* _Excerpted records_

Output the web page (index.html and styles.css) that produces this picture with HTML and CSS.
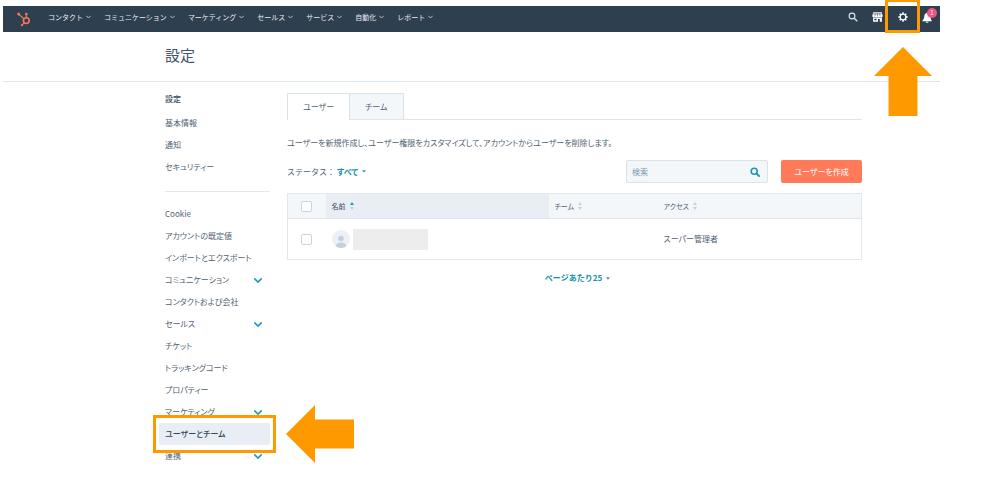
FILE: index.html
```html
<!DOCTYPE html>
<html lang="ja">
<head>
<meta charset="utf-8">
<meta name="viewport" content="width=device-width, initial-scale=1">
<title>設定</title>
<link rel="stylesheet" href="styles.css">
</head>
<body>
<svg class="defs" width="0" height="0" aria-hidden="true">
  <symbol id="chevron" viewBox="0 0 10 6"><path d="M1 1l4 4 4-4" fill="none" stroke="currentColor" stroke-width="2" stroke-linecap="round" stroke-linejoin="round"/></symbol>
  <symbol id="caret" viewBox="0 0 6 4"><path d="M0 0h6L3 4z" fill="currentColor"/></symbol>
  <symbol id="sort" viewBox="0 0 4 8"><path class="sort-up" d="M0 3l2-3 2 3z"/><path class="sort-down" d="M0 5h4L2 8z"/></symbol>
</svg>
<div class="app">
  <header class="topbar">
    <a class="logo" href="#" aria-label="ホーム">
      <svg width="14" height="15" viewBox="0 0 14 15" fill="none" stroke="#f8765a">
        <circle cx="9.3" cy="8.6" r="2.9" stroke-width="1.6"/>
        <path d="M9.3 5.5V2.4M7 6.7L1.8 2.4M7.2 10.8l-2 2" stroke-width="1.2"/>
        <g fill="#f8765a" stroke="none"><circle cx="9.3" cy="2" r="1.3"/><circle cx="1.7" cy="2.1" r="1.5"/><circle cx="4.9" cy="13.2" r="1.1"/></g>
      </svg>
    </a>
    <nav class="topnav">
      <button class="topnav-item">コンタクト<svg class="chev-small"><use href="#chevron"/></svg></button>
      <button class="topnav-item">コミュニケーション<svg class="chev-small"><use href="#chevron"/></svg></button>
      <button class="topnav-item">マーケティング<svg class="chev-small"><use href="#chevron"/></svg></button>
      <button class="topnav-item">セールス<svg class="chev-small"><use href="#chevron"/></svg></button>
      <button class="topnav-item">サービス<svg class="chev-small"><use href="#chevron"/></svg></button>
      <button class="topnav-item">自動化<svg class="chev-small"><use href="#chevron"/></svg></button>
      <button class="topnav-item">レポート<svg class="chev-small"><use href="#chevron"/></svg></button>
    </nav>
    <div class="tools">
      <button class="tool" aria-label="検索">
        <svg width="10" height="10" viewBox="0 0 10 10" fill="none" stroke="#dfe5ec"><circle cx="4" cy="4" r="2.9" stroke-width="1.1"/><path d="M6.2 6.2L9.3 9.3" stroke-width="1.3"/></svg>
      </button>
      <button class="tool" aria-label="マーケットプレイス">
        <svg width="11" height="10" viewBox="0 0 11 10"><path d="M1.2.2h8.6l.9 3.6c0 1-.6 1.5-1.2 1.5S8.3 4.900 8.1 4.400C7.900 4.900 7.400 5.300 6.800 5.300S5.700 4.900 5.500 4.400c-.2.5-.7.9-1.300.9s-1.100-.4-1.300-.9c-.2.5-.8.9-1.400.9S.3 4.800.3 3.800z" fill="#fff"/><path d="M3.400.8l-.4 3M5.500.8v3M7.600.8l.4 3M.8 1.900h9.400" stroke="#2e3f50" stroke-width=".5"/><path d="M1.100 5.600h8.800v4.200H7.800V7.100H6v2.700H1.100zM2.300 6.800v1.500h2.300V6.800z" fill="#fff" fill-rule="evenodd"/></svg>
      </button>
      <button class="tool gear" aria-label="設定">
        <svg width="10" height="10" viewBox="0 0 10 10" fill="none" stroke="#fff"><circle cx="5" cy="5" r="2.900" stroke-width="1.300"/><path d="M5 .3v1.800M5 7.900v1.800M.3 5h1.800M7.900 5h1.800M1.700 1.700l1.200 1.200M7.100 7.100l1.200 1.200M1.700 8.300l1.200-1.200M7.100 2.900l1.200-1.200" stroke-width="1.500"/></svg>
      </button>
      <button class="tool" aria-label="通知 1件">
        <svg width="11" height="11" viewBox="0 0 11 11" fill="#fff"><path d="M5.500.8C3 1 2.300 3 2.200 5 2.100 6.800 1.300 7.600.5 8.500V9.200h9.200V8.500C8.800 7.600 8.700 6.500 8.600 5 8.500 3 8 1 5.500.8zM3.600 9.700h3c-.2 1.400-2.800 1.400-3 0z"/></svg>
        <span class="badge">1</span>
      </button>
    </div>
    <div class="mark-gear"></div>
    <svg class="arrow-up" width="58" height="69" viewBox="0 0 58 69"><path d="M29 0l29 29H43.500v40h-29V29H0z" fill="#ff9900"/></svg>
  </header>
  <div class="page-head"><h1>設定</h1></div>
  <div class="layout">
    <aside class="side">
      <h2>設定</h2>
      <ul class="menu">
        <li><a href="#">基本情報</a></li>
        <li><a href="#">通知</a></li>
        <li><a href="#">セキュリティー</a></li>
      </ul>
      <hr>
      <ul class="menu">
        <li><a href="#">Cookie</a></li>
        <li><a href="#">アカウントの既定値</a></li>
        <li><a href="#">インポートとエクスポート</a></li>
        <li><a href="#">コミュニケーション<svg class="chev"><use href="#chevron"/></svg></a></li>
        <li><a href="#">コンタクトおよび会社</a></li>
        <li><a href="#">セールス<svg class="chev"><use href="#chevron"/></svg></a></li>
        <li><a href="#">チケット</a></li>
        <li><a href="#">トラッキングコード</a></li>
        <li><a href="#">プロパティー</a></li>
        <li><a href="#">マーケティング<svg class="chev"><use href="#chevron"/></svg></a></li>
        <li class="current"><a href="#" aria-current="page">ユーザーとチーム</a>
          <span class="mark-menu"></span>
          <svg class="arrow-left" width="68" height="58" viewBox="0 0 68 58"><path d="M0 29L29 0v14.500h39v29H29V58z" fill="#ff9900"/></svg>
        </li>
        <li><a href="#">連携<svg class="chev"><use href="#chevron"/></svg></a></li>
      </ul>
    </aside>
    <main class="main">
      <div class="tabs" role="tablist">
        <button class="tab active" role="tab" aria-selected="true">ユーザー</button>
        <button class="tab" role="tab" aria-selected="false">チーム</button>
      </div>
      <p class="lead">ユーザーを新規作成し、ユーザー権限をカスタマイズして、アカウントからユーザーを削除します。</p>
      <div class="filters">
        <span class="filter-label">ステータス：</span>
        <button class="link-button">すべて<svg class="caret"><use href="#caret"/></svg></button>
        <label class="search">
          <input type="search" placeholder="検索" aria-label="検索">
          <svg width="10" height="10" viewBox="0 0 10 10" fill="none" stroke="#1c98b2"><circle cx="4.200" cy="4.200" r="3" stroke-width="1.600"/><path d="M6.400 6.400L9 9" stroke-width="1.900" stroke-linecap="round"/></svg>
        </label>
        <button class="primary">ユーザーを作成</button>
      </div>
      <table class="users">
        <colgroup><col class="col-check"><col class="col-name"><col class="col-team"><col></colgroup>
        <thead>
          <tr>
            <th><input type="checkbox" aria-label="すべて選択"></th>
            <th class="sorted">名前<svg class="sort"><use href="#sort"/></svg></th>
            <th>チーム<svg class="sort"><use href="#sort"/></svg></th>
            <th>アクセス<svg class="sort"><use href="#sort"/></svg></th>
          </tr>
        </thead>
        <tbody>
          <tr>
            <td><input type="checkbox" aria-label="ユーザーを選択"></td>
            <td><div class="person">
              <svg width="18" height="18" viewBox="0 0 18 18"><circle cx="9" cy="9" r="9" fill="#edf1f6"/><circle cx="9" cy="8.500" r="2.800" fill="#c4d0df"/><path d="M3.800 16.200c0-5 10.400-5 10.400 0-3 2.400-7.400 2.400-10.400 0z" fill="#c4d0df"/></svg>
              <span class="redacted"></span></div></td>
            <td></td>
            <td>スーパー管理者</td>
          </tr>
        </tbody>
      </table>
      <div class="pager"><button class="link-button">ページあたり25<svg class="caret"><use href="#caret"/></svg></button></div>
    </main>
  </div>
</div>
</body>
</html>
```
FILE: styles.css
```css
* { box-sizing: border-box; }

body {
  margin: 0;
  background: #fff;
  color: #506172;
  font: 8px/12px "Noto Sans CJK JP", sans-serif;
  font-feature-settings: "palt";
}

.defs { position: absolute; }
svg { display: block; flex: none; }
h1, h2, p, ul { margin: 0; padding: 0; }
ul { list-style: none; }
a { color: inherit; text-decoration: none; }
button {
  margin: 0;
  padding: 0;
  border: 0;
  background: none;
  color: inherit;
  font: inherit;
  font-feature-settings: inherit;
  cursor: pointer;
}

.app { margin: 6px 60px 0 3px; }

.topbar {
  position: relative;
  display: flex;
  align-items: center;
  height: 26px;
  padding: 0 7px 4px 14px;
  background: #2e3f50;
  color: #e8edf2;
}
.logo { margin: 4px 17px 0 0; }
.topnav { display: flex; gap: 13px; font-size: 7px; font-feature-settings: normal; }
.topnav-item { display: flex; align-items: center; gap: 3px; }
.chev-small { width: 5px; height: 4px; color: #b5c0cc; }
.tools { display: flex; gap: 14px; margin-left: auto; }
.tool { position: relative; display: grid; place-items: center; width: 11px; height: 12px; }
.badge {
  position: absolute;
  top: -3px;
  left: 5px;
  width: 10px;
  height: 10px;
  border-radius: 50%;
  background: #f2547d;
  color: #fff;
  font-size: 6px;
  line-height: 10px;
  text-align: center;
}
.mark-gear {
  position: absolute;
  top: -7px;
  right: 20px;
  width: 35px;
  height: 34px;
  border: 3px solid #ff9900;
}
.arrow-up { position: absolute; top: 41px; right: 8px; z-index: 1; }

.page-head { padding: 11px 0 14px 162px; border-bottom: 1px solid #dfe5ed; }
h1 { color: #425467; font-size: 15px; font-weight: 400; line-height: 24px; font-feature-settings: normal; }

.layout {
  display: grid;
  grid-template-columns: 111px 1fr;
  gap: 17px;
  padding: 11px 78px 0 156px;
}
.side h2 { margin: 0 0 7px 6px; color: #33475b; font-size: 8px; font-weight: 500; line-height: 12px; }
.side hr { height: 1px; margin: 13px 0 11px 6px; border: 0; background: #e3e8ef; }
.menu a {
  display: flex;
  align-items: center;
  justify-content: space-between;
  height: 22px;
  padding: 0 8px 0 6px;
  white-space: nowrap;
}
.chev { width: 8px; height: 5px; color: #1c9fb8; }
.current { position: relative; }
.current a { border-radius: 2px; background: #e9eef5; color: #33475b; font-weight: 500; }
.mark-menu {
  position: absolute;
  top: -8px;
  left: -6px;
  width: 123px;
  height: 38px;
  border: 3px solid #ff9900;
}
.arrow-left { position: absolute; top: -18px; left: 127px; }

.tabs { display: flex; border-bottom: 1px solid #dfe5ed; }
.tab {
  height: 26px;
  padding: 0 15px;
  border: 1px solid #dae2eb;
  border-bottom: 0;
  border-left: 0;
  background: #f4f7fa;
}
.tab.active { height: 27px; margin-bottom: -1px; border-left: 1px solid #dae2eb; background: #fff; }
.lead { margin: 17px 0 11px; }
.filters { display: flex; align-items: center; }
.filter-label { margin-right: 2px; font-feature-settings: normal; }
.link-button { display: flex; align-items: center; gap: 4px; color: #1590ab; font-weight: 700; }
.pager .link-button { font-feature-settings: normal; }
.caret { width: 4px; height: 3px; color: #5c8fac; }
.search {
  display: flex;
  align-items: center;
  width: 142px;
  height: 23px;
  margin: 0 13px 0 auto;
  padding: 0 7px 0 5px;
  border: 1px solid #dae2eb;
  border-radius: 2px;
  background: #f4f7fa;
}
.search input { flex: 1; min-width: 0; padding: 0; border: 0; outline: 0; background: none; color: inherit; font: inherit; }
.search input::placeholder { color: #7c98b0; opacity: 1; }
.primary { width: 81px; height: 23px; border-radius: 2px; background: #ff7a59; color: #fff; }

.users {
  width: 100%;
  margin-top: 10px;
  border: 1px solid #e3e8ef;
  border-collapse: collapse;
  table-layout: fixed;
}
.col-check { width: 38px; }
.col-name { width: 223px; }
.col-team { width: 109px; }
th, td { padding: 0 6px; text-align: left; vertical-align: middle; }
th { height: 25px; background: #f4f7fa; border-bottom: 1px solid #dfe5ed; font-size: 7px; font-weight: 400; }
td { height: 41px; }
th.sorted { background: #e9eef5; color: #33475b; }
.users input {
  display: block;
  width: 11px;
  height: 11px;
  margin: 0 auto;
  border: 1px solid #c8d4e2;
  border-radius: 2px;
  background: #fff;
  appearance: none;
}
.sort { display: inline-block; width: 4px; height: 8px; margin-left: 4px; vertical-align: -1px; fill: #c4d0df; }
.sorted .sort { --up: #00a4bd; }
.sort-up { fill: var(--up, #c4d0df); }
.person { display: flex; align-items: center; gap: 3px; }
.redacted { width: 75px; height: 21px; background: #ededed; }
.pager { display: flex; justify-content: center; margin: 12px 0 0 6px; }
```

--

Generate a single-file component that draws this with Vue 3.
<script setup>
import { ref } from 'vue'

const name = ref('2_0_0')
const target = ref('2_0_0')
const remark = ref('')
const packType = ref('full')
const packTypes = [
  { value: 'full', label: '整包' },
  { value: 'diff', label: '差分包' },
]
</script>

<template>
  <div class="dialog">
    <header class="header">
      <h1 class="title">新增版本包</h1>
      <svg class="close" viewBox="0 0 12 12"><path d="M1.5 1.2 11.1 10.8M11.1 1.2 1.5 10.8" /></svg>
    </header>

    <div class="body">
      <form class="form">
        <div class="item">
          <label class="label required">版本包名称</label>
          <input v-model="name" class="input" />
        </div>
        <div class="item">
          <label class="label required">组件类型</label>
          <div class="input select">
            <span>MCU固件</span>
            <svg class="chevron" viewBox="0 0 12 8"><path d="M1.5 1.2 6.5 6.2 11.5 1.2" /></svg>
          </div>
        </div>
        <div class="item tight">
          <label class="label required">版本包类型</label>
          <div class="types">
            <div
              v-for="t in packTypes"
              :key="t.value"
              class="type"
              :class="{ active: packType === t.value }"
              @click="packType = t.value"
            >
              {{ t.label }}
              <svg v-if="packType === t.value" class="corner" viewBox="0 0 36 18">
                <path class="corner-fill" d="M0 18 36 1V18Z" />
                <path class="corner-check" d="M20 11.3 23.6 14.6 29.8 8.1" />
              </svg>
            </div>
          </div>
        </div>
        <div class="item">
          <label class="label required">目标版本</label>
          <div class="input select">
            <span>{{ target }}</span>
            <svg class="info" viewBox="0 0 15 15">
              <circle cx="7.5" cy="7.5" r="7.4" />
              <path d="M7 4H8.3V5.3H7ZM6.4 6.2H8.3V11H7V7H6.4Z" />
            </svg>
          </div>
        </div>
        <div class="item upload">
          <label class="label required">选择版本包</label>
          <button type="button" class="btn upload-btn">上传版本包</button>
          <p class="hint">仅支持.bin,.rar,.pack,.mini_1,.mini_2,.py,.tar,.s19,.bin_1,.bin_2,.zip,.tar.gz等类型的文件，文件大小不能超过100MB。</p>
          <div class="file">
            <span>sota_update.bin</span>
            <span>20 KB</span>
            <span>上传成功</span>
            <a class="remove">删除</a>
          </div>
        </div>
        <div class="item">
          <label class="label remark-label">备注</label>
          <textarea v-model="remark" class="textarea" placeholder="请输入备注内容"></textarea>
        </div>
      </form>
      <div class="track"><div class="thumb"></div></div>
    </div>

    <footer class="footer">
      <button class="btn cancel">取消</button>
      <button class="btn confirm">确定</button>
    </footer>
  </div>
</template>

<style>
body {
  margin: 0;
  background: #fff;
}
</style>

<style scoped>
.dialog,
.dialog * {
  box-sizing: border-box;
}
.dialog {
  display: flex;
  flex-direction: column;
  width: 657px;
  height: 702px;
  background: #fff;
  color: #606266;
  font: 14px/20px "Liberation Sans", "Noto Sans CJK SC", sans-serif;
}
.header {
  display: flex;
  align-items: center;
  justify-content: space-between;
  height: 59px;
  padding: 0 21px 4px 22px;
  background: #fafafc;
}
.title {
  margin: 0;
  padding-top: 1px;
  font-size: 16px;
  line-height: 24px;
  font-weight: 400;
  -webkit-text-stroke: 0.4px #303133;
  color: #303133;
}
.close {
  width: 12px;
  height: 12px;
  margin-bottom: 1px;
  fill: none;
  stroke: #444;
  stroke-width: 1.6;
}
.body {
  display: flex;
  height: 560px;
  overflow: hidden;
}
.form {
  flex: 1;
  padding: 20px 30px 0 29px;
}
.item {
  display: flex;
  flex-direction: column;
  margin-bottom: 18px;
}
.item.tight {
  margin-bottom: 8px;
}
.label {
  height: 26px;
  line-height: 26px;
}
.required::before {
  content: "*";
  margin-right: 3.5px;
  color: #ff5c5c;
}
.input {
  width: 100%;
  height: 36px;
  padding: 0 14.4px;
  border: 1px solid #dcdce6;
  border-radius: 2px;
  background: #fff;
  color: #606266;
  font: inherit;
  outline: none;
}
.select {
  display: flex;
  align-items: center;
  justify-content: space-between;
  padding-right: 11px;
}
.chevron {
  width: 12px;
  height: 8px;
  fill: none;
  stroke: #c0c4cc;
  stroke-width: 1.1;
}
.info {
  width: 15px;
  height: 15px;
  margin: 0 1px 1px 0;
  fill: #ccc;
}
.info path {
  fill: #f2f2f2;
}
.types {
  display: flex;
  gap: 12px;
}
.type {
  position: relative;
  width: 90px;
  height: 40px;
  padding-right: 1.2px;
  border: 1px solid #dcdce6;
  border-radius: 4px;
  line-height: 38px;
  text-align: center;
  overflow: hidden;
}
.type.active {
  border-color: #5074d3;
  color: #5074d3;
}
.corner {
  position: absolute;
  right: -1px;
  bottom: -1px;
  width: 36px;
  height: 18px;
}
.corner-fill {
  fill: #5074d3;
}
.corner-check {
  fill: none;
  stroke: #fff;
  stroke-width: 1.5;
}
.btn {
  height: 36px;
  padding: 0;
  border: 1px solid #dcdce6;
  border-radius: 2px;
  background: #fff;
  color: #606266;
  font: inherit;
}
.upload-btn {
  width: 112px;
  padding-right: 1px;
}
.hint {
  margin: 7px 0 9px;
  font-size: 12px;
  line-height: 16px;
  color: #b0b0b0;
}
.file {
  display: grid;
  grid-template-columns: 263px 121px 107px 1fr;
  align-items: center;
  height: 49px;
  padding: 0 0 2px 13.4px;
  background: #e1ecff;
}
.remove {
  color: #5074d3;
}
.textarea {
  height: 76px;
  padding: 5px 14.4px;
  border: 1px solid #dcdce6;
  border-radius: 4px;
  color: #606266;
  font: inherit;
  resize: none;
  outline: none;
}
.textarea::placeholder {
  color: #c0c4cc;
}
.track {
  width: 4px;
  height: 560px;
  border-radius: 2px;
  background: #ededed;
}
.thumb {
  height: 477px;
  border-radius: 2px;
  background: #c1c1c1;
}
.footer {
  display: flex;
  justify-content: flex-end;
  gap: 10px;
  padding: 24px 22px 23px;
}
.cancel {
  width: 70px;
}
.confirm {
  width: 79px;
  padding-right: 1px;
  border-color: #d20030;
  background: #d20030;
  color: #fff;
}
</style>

...

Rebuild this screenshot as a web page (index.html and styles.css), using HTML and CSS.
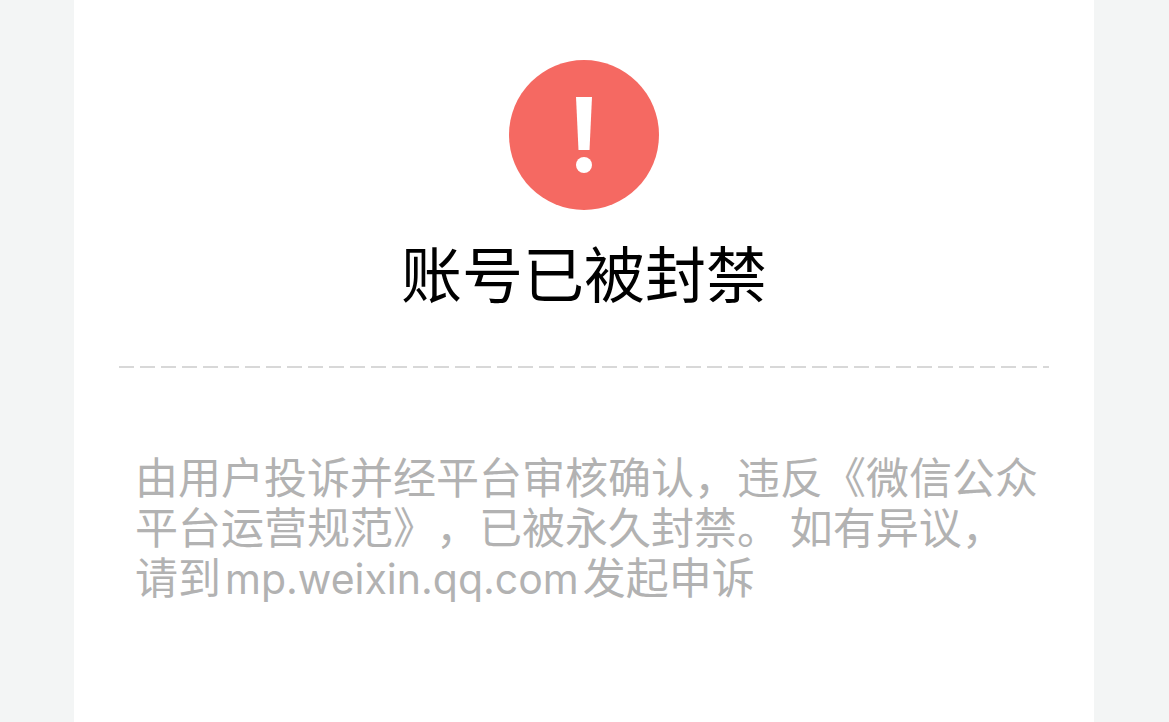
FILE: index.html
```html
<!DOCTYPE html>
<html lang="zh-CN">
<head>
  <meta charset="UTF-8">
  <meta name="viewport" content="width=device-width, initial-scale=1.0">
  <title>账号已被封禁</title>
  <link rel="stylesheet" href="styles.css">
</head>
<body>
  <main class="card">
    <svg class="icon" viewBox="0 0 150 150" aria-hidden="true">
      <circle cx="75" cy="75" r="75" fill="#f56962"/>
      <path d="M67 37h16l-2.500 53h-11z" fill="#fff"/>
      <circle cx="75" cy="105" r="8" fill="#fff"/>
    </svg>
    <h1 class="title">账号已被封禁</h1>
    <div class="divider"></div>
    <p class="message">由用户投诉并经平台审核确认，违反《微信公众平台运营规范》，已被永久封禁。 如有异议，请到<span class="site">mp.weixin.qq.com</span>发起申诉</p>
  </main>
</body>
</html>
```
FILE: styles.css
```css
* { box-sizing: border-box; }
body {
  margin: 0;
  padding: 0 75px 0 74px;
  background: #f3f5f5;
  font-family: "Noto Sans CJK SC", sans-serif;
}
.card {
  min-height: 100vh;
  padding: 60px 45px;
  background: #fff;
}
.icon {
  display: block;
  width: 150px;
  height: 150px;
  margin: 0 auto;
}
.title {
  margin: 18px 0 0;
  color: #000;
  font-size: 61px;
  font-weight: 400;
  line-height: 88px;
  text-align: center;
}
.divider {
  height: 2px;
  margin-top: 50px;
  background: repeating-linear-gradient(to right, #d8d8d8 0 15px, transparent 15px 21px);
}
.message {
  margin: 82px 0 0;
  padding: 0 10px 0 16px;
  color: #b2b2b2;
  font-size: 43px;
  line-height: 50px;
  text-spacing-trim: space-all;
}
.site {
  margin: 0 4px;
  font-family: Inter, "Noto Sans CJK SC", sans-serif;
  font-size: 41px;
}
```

* _Written request_
Count the lines above that contain the word "index". Give only the number.

* _Answer for the task_
5